A system like this only appends records, and *never* does any replace or delete, hence grows and grows.

So, it's just the normal amount of tables as before.

Now each Seek, Skip, Go Top etc. have to be replaced by "some" time-integrated facility. F.e., assuming that the normal situation would be retrieving the current (i.e. system date/time), a Seek looks for the Key needed, concatenated by the current date/time (1/1000 sec), and assuming this time will not exist (chance is about zilt), there will be an eof, and a Go Recno(0) - Skip - 1 will give the most (!) current record for the current date/time.
Note, for now I'm not talking about Seek's on a leftmost part of any logical key.
So, keep in mind that this exact same way of working allows for records (with the same key) to be there with newer date/time, IOW being put there for future. Example : a system administering you getting a new job next month, whereas this system allows for retrieval of who works where next month, just by setting the retrievel date/time one month further. Thus, this functionality is intrinsicly there, usually needing extra entities and extra functionalities.
Obviously there is no difference at all in the technical system in setting the retrieval date/time to now, next month, or one year ago, precised by the 1/1000 sec when needed.

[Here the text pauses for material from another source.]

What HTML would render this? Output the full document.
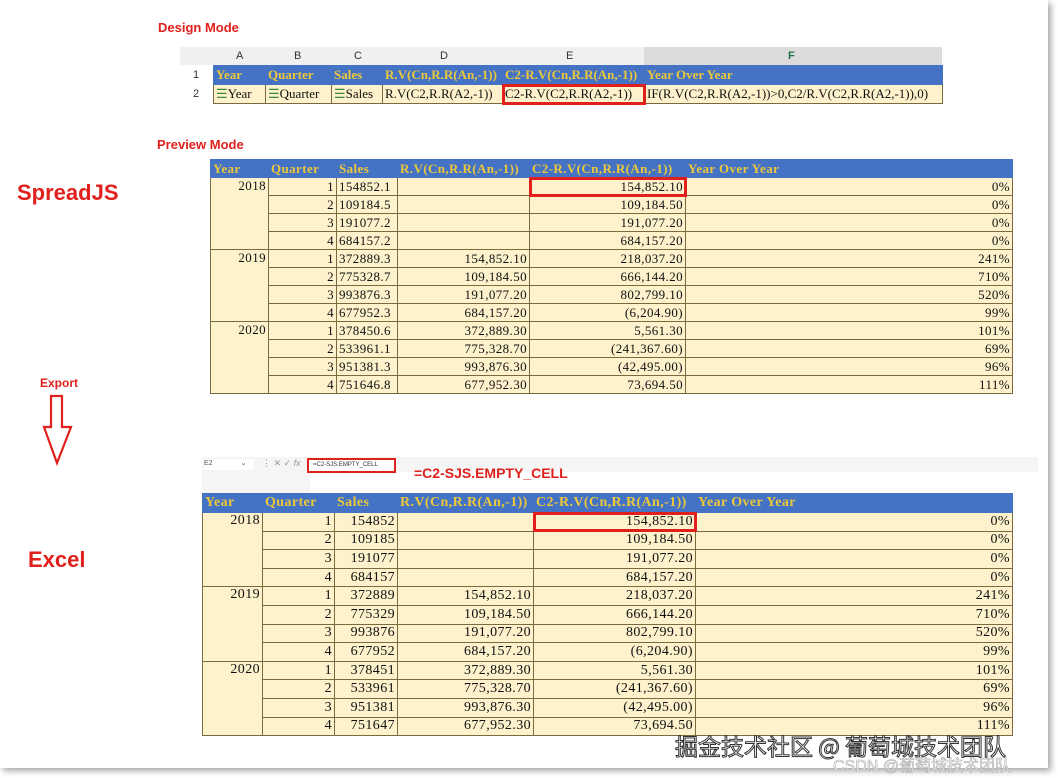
<!DOCTYPE html>
<html><head><meta charset="utf-8"><style>
body{margin:0;width:1058px;height:778px;background:#fff;position:relative;overflow:hidden;font-family:"Liberation Serif",serif}
.card{position:absolute;left:0;top:0;width:1048px;height:768px;background:#fff;box-shadow:3px 3px 6px rgba(0,0,0,.35)}
.lbl{position:absolute;font-family:"Liberation Sans",sans-serif;font-weight:bold;color:#e0201c;white-space:nowrap}
table{position:absolute;border-collapse:collapse;table-layout:fixed;letter-spacing:0.4px}
td{padding:0 2px;white-space:nowrap;overflow:hidden;border:1px solid #7a6a40;background:#fdf2cc;color:#111}
tr.h td{background:#4472c4;color:#ecc83a;font-weight:bold;border-color:#4472c4;text-align:left}
.r{text-align:right}
.red{outline:3px solid #e0201c;outline-offset:-2px}
</style></head><body>
<div class="card"></div>
<div class="lbl" style="left:158px;top:20px;font-size:13px">Design Mode</div>
<div class="lbl" style="left:157px;top:137px;font-size:13px">Preview Mode</div>
<div class="lbl" style="left:17px;top:180px;font-size:22px">SpreadJS</div>
<div class="lbl" style="left:28px;top:547px;font-size:22px">Excel</div>
<div class="lbl" style="left:40px;top:376px;font-size:12px">Export</div>
<svg style="position:absolute;left:40px;top:394px" width="36" height="72"><path d="M11 2H22V33H31L17 69L4 33H11Z" fill="none" stroke="#e0201c" stroke-width="2.2"/></svg>

<!-- design mode -->
<div style="position:absolute;left:180px;top:47px;width:762px;height:18px;background:#f0f0f0;font:11px 'Liberation Sans',sans-serif;color:#333">
<span style="position:absolute;left:56px;top:3px">A</span><span style="position:absolute;left:114px;top:3px">B</span><span style="position:absolute;left:174px;top:3px">C</span><span style="position:absolute;left:260px;top:3px">D</span><span style="position:absolute;left:386px;top:3px">E</span>
<div style="position:absolute;left:464px;top:0;width:298px;height:18px;background:#dcdcdc"></div><span style="position:absolute;left:608px;top:3px;color:#217346;font-weight:bold">F</span></div>
<div style="position:absolute;left:180px;top:65px;width:33px;height:45px;font:11px 'Liberation Sans',sans-serif;color:#333"><span style="position:absolute;left:13px;top:4px">1</span><span style="position:absolute;left:13px;top:23px">2</span></div>
<table style="left:213px;top:65px;width:729px;font-size:13px;letter-spacing:0">
<colgroup><col style="width:52px"><col style="width:66px"><col style="width:51px"><col style="width:120px"><col style="width:142px"><col style="width:298px"></colgroup>
<tr class="h" style="height:19px"><td>Year</td><td>Quarter</td><td>Sales</td><td>R.V(Cn,R.R(An,-1))</td><td>C2-R.V(Cn,R.R(An,-1))</td><td>Year Over Year</td></tr>
<tr style="height:19px"><td><span style="color:#3a8a3a">☰</span>Year</td><td><span style="color:#3a8a3a">☰</span>Quarter</td><td><span style="color:#3a8a3a">☰</span>Sales</td><td>R.V(C2,R.R(A2,-1))</td><td class="red">C2-R.V(C2,R.R(A2,-1))</td><td>IF(R.V(C2,R.R(A2,-1))&gt;0,C2/R.V(C2,R.R(A2,-1)),0)</td></tr>
</table>

<!-- preview -->
<table style="left:210px;top:159px;width:802px;font-size:13px">
<colgroup><col style="width:58px"><col style="width:68px"><col style="width:61px"><col style="width:132px"><col style="width:156px"><col style="width:327px"></colgroup>
<tr class="h" style="height:18px"><td>Year</td><td>Quarter</td><td>Sales</td><td>R.V(Cn,R.R(An,-1))</td><td>C2-R.V(Cn,R.R(An,-1))</td><td>Year Over Year</td></tr>
<tr style="height:18px"><td rowspan="4" class="r" style="vertical-align:top">2018</td><td class="r">1</td><td>154852.1</td><td></td><td class="r red">154,852.10</td><td class="r">0%</td></tr>
<tr style="height:18px"><td class="r">2</td><td>109184.5</td><td></td><td class="r">109,184.50</td><td class="r">0%</td></tr>
<tr style="height:18px"><td class="r">3</td><td>191077.2</td><td></td><td class="r">191,077.20</td><td class="r">0%</td></tr>
<tr style="height:18px"><td class="r">4</td><td>684157.2</td><td></td><td class="r">684,157.20</td><td class="r">0%</td></tr>
<tr style="height:18px"><td rowspan="4" class="r" style="vertical-align:top">2019</td><td class="r">1</td><td>372889.3</td><td class="r">154,852.10</td><td class="r">218,037.20</td><td class="r">241%</td></tr>
<tr style="height:18px"><td class="r">2</td><td>775328.7</td><td class="r">109,184.50</td><td class="r">666,144.20</td><td class="r">710%</td></tr>
<tr style="height:18px"><td class="r">3</td><td>993876.3</td><td class="r">191,077.20</td><td class="r">802,799.10</td><td class="r">520%</td></tr>
<tr style="height:18px"><td class="r">4</td><td>677952.3</td><td class="r">684,157.20</td><td class="r">(6,204.90)</td><td class="r">99%</td></tr>
<tr style="height:18px"><td rowspan="4" class="r" style="vertical-align:top">2020</td><td class="r">1</td><td>378450.6</td><td class="r">372,889.30</td><td class="r">5,561.30</td><td class="r">101%</td></tr>
<tr style="height:18px"><td class="r">2</td><td>533961.1</td><td class="r">775,328.70</td><td class="r">(241,367.60)</td><td class="r">69%</td></tr>
<tr style="height:18px"><td class="r">3</td><td>951381.3</td><td class="r">993,876.30</td><td class="r">(42,495.00)</td><td class="r">96%</td></tr>
<tr style="height:18px"><td class="r">4</td><td>751646.8</td><td class="r">677,952.30</td><td class="r">73,694.50</td><td class="r">111%</td></tr>
</table>

<!-- excel formula bar -->
<div style="position:absolute;left:202px;top:457px;width:836px;height:36px;background:#f5f5f5"></div>
<div style="position:absolute;left:310px;top:472px;width:728px;height:21px;background:#fff"></div>
<div style="position:absolute;left:204px;top:459px;width:50px;height:11px;background:#fff;font:7px 'Liberation Sans',sans-serif;color:#555">E2 <span style="margin-left:26px">⌄</span></div>
<div style="position:absolute;left:262px;top:458px;font:9px 'Liberation Sans',sans-serif;color:#999">⋮ ✕ ✓ <i>fx</i></div>
<div style="position:absolute;left:307px;top:458px;width:81px;height:11px;border:2px solid #e0201c;background:#fff;font:6px 'Liberation Sans',sans-serif;color:#333;line-height:11px;padding-left:4px">=C2-SJS.EMPTY_CELL</div>
<div class="lbl" style="left:414px;top:465px;font-size:14px">=C2-SJS.EMPTY_CELL</div>

<!-- excel -->
<table style="left:202px;top:493px;width:810px;font-size:14px">
<colgroup><col style="width:60px"><col style="width:72px"><col style="width:63px"><col style="width:136px"><col style="width:162px"><col style="width:317px"></colgroup>
<tr class="h" style="height:19px"><td>Year</td><td>Quarter</td><td>Sales</td><td>R.V(Cn,R.R(An,-1))</td><td>C2-R.V(Cn,R.R(An,-1))</td><td>Year Over Year</td></tr>
<tr style="height:18.6px"><td rowspan="4" class="r" style="vertical-align:top">2018</td><td class="r">1</td><td class="r">154852</td><td></td><td class="r red">154,852.10</td><td class="r">0%</td></tr>
<tr style="height:18.6px"><td class="r">2</td><td class="r">109185</td><td></td><td class="r">109,184.50</td><td class="r">0%</td></tr>
<tr style="height:18.6px"><td class="r">3</td><td class="r">191077</td><td></td><td class="r">191,077.20</td><td class="r">0%</td></tr>
<tr style="height:18.6px"><td class="r">4</td><td class="r">684157</td><td></td><td class="r">684,157.20</td><td class="r">0%</td></tr>
<tr style="height:18.6px"><td rowspan="4" class="r" style="vertical-align:top">2019</td><td class="r">1</td><td class="r">372889</td><td class="r">154,852.10</td><td class="r">218,037.20</td><td class="r">241%</td></tr>
<tr style="height:18.6px"><td class="r">2</td><td class="r">775329</td><td class="r">109,184.50</td><td class="r">666,144.20</td><td class="r">710%</td></tr>
<tr style="height:18.6px"><td class="r">3</td><td class="r">993876</td><td class="r">191,077.20</td><td class="r">802,799.10</td><td class="r">520%</td></tr>
<tr style="height:18.6px"><td class="r">4</td><td class="r">677952</td><td class="r">684,157.20</td><td class="r">(6,204.90)</td><td class="r">99%</td></tr>
<tr style="height:18.6px"><td rowspan="4" class="r" style="vertical-align:top">2020</td><td class="r">1</td><td class="r">378451</td><td class="r">372,889.30</td><td class="r">5,561.30</td><td class="r">101%</td></tr>
<tr style="height:18.6px"><td class="r">2</td><td class="r">533961</td><td class="r">775,328.70</td><td class="r">(241,367.60)</td><td class="r">69%</td></tr>
<tr style="height:18.6px"><td class="r">3</td><td class="r">951381</td><td class="r">993,876.30</td><td class="r">(42,495.00)</td><td class="r">96%</td></tr>
<tr style="height:18.6px"><td class="r">4</td><td class="r">751647</td><td class="r">677,952.30</td><td class="r">73,694.50</td><td class="r">111%</td></tr>
</table>

<div style="position:absolute;left:675px;top:728px;font:23px 'Noto Sans CJK SC',sans-serif;color:#fff;-webkit-text-stroke:1px #333;white-space:nowrap">掘金技术社区 @ 葡萄城技术团队</div>
<div style="position:absolute;left:833px;top:752px;font:16px 'Liberation Sans','Noto Sans CJK SC',sans-serif;color:#fff;-webkit-text-stroke:.6px #aaa;white-space:nowrap">CSDN @葡萄城技术团队</div>
</body></html>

Of course -and also intrinsicly- there is an audit-trail in there as well, though extra sorting will be needed on the date/time fields, or extra indexes on them. Note that this will not be real-time retrieveable, because all the transactions are scattered over the various tables, and some run will be needed to form the audit-trail.

Audit-trail

The one we created, and use right now (in our ERP-app), was not so much created for "audit-trail", but more for data-replication / duplication to other servers. In the end of course, this just gives the audit-trail functionality, including roll-forward, and also roll-back.
Just because it was designed for the recplication, it anticipates on as less datacom as possible, knowing that a 1M per day transaction system must be able to blast the transactions to other systems per this same day.

Although we don't use any DBC or remote tables (so, just normal native dbf), we are able to define any table as "transactional", allowing for as less overhead as possible, knowing that each table defined as transactional will imply the call a function at each append, replace and delete.
Within a table each field can be defined as transactional as well, and therein each "data" can again be defined as transactional or not (will be at key-level).
This has not so much to do with your audit-trail Robert, but the next has (answering some question as well) :

The function dealing with the registring of the transaction, is called before the transaction itself. So what I say is, before an append is being performed, this function is being called, dealing with the previous transaction. Why ?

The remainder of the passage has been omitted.